Os peixinhos dourados de olhos esmeraldinos
que Aureliano Buendía fazia com tanto zelo e prazer na imaginária Macondo, eram feitos pelo Avô na casa de
Aracataca. O retrato da menina envolta em saias franzidas que não se assemelhava
ao retrato de uma bisavó esteve na sala da velha casa dos Márquez. Objetos,
histórias, memórias, percursos, personagens caminham com seus próprios pés na
narrativa de Garcia Márquez. E nós, seus leitores também não conseguimos
distinguir a linha que separa o real e o imaginário. Porventura, existe essa linha?
O livro de
memórias de Garcia Márquez é um acontecimento literário que envolve memória,
pensamento e sensibilidade. Sua escrita romanesca e autobiográfica articula as
invisíveis tramas do lembrar e do esquecer. Faz-se na arte de dizer os
itinerários possíveis entre o nascer, o comer e o morrer de inumeráveis homens
e mulheres afeitos aos assombros da solidão. Da solidão que nos pega de assalto
para que possamos recolher em palavras a vida que a gente recorda.
Recordar é uma
palavra de ressonâncias latinas. Vem de
re-cordis e quer dizer: tornar a passar pelo coração. A escrita de Gabriel se
assenta nesse retorno das coisas que passam pelo coração. Na impossibilidade de
contar tudo, ele conta o que recorda e como recorda. O recordar ritmiza sua
escrita e embala nossa leitura. O recordar leva-nos de encontro à escrita
histórica porque parece que já não temos dúvida de que historiadores e
romancistas são produtores de textos. Não temos dúvida de que qualquer tipo de
escritura da história, pertence ao gênero da narrativa.
Somos
narradores! Essa certeza toma forma nas obras clássicas de Michel de Certeau e
Paul Ricoeur, elas deixam claro que entre as narrativas de ficção e as narrativas
de história há algo em comum: um
mesmo modo de fazer agir dos personagens, uma mesma forma de construir a
temporalidade e uma mesma compreensão de causalidade. História e literatura
compartilham categorias fundamentais. A arte de escrever é comum às duas.

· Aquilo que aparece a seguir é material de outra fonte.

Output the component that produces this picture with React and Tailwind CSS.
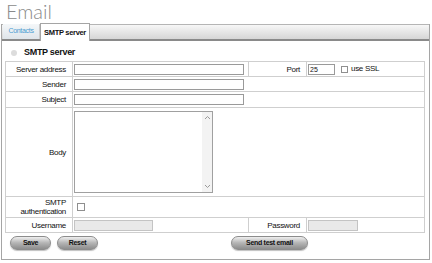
const font = { fontFamily: '"Liberation Sans", Arial, sans-serif' };

const Label = ({ children, className = "" }) => (
  <td className={`border border-[#cfcfcf] text-right pr-[6px] text-[8px] tracking-[-0.3px] text-[#111] leading-[9px] ${className}`}>
    {children}
  </td>
);

const Btn = ({ children, className }) => (
  <button
    className={`${className} h-[14px] rounded-full border border-[#8c8c8c] bg-gradient-to-b from-[#efefef] via-[#b4b4b4] to-[#8e8e8e] text-[7px] font-bold tracking-[-0.3px] text-[#111] shadow-[0_1px_1px_rgba(0,0,0,0.25)]`}
  >
    {children}
  </button>
);

export default function App() {
  return (
    <div className="w-[432px] h-[263px] bg-white overflow-hidden" style={font}>
      <div className="h-[24px] pl-[6px]">
        <h1 className="text-[20px] leading-[22px] font-light text-[#8a8a8a] font-['Lato',sans-serif]">Email</h1>
      </div>

      <div className="ml-[1px] w-[429px] h-[236px] border-x border-b border-[#a5a5a5]">
        {/* tab bar */}
        <div className="flex items-end h-[17px] border-t border-[#b5b5b5] border-b-2 border-b-[#8a8a8a] bg-gradient-to-b from-[#f7f7f7] to-[#d6d6d6]">
          <div className="ml-[1px] w-[37px] h-[15px] flex items-center justify-center text-[7px] tracking-[-0.3px] text-[#4a9bd1] bg-gradient-to-b from-[#f4f7f9] to-[#dfe5ea] border-r border-[#c9c9c9]">
            Contacts
          </div>
          <div className="w-[50px] h-[18px] -mb-[2px] flex items-center justify-center text-[7.5px] font-bold tracking-[-0.3px] text-[#111] bg-white border-x border-t border-[#a5a5a5]">
            SMTP server
          </div>
        </div>

        <div className="flex items-center h-[20px] pl-[9px] pt-[3px]">
          <span className="w-[6px] h-[6px] rounded-full bg-[#dcdcdc]" />
          <span className="ml-[7px] text-[9px] font-bold tracking-[-0.3px] text-[#111]">SMTP server</span>
        </div>

        <table className="ml-[3px] w-[419px] border-collapse border border-[#bdbdbd] table-fixed">
          <colgroup>
            <col className="w-[67px]" />
            <col className="w-[176px]" />
            <col className="w-[58px]" />
            <col className="w-[118px]" />
          </colgroup>
          <tbody>
            <tr className="h-[15px]">
              <Label>Server address</Label>
              <td className="border border-[#cfcfcf] pl-[1px]">
                <div className="w-[170px] h-[11px] border border-[#9a9a9a] bg-white" />
              </td>
              <Label>Port</Label>
              <td className="border border-[#cfcfcf] pl-[1px]">
                <div className="flex items-center">
                  <div className="w-[27px] h-[11px] border border-[#9a9a9a] bg-white text-[7px] leading-[9px] pl-[1px] text-[#111]">25</div>
                  <div className="ml-[6px] w-[7px] h-[7px] border border-[#8f8f8f] bg-white" />
                  <span className="ml-[3px] text-[8px] tracking-[-0.3px] text-[#111]">use SSL</span>
                </div>
              </td>
            </tr>
            <tr className="h-[15px]">
              <Label>Sender</Label>
              <td colSpan={3} className="border border-[#cfcfcf] pl-[1px]">
                <div className="w-[170px] h-[11px] border border-[#9a9a9a] bg-white" />
              </td>
            </tr>
            <tr className="h-[16px]">
              <Label>Subject</Label>
              <td colSpan={3} className="border border-[#cfcfcf] pl-[1px]">
                <div className="w-[170px] h-[11px] border border-[#9a9a9a] bg-white" />
              </td>
            </tr>
            <tr className="h-[89px]">
              <Label>Body</Label>
              <td colSpan={3} className="border border-[#cfcfcf] pl-[1px]">
                <div className="w-[139px] h-[82px] border border-[#a0a0a0] bg-white flex justify-end">
                  <div className="w-[10px] h-full bg-[#f3f3f3] flex flex-col items-center justify-between py-[3px]">
                    <svg width="7" height="5" viewBox="0 0 7 5"><path d="M1 4 L3.5 1.5 L6 4" fill="none" stroke="#9a9a9a" strokeWidth="1" /></svg>
                    <svg width="7" height="5" viewBox="0 0 7 5"><path d="M1 1 L3.5 3.5 L6 1" fill="none" stroke="#9a9a9a" strokeWidth="1" /></svg>
                  </div>
                </div>
              </td>
            </tr>
            <tr className="h-[21px]">
              <Label className="leading-[9px]">
                SMTP
                <br />
                authentication
              </Label>
              <td colSpan={3} className="border border-[#cfcfcf] pl-[4px]">
                <div className="w-[8px] h-[8px] border border-[#8f8f8f] bg-white" />
              </td>
            </tr>
            <tr className="h-[15px]">
              <Label>Username</Label>
              <td className="border border-[#cfcfcf] pl-[1px]">
                <div className="w-[79px] h-[11px] border border-[#c4c4c4] bg-[#e9e9e9]" />
              </td>
              <Label>Password</Label>
              <td className="border border-[#cfcfcf] pl-[1px]">
                <div className="w-[50px] h-[11px] border border-[#c4c4c4] bg-[#e9e9e9]" />
              </td>
            </tr>
          </tbody>
        </table>

        <div className="flex items-center mt-[3px] pl-[8px]">
          <Btn className="w-[41px]">Save</Btn>
          <Btn className="w-[41px] ml-[6px]">Reset</Btn>
          <Btn className="w-[77px] ml-[133px]">Send test email</Btn>
        </div>
      </div>
    </div>
  );
}
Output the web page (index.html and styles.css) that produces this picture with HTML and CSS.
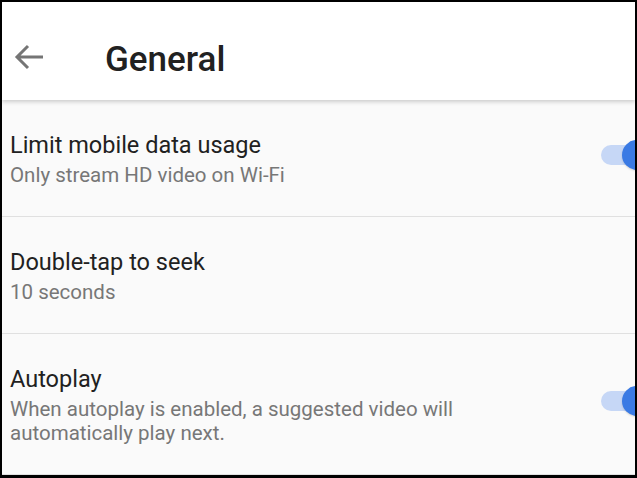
FILE: index.html
```html
<!DOCTYPE html>
<html lang="en">

<head>
    <meta charset="UTF-8">
    <meta name="viewport" content="width=device-width, initial-scale=1.0">
    <title>General</title>
    <link rel="stylesheet" href="styles.css">
</head>

<body>
    <div class="screen">
        <div class="topbar">
            <button class="back" aria-label="Back">
                <svg width="30" height="26" viewBox="0 0 30 26">
                    <path d="M29 13H3M14 2L3 13l11 11" fill="none" stroke="#757575" stroke-width="3" />
                </svg>
            </button>
            <h1 class="title">General</h1>
        </div>
        <div class="list">
            <div class="row">
                <div class="text">
                    <p class="label">Limit mobile data usage</p>
                    <p class="hint">Only stream HD video on Wi-Fi</p>
                </div>
                <div class="toggle on"><span class="thumb"></span></div>
            </div>
            <div class="row">
                <div class="text">
                    <p class="label">Double-tap to seek</p>
                    <p class="hint">10 seconds</p>
                </div>
            </div>
            <div class="row">
                <div class="text">
                    <p class="label">Autoplay</p>
                    <p class="hint">When autoplay is enabled, a suggested video will<br>automatically play next.</p>
                </div>
                <div class="toggle on"><span class="thumb"></span></div>
            </div>
        </div>
    </div>
</body>

</html>
```

FILE: styles.css
```css
body {
    margin: 0;
    font-family: Roboto, "Liberation Sans", sans-serif;
}

.screen {
    width: 637px;
    height: 478px;
    box-sizing: border-box;
    border: 2px solid #000;
    border-bottom-width: 3px;
    background-color: #fafafa;
    overflow: hidden;
}

.topbar {
    position: relative;
    z-index: 1;
    height: 98px;
    padding-top: 12px;
    box-sizing: border-box;
    display: flex;
    align-items: center;
    background-color: #fff;
    box-shadow: 0 2px 4px rgba(0, 0, 0, 0.18);
}

.back {
    margin-left: 12px;
    padding: 0;
    border: none;
    background: none;
    display: flex;
}

.title {
    margin: 6px 0 0 61px;
    font-size: 35px;
    line-height: 40px;
    font-weight: 500;
    color: #212121;
}

.row {
    display: flex;
    align-items: center;
    padding: 31px 0 29px 8px;
    border-bottom: 1px solid #e0e0e0;
}

.text {
    flex: 1;
}

.label {
    margin: 0;
    font-size: 23.5px;
    line-height: 28px;
    color: #212121;
}

.hint {
    margin: 4px 0 0;
    font-size: 20.5px;
    line-height: 24px;
    color: #777;
}

.toggle {
    position: relative;
    width: 50px;
    height: 30px;
    margin-right: -16px;
    margin-bottom: 8px;
}

.toggle::before {
    content: "";
    position: absolute;
    left: 0;
    top: 5px;
    width: 48px;
    height: 20px;
    border-radius: 10px;
    background-color: #c6d7f6;
}

.thumb {
    position: absolute;
    left: 21px;
    top: 0;
    width: 30px;
    height: 30px;
    border-radius: 50%;
    background-color: #3a7ae4;
    box-shadow: 0 1px 2px rgba(0, 0, 0, 0.15);
}
```
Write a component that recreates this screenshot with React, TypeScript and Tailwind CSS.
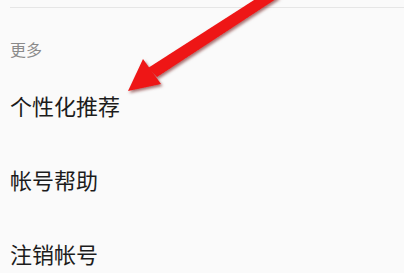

Portanto, partilhamos com Gabriel Garcia Márquez operações específicas que cruzam a arte
de escrever. Essa arte exige engenhosos percursos que nos levam da memória ao
texto, da trama a escritura, do vivido ao narrado. O texto feito trama abarca
desejos, sonhos, anseios, paixões, fúrias e nossos mais íntimos devaneios. Nele
espraiamos nossa solidão ancestral, porque não somos capazes de agüentar o
“peso esmagador de tanta coisa acontecida”. E assim, vivemos e contamos para
vencer os nefastos poderes da morte.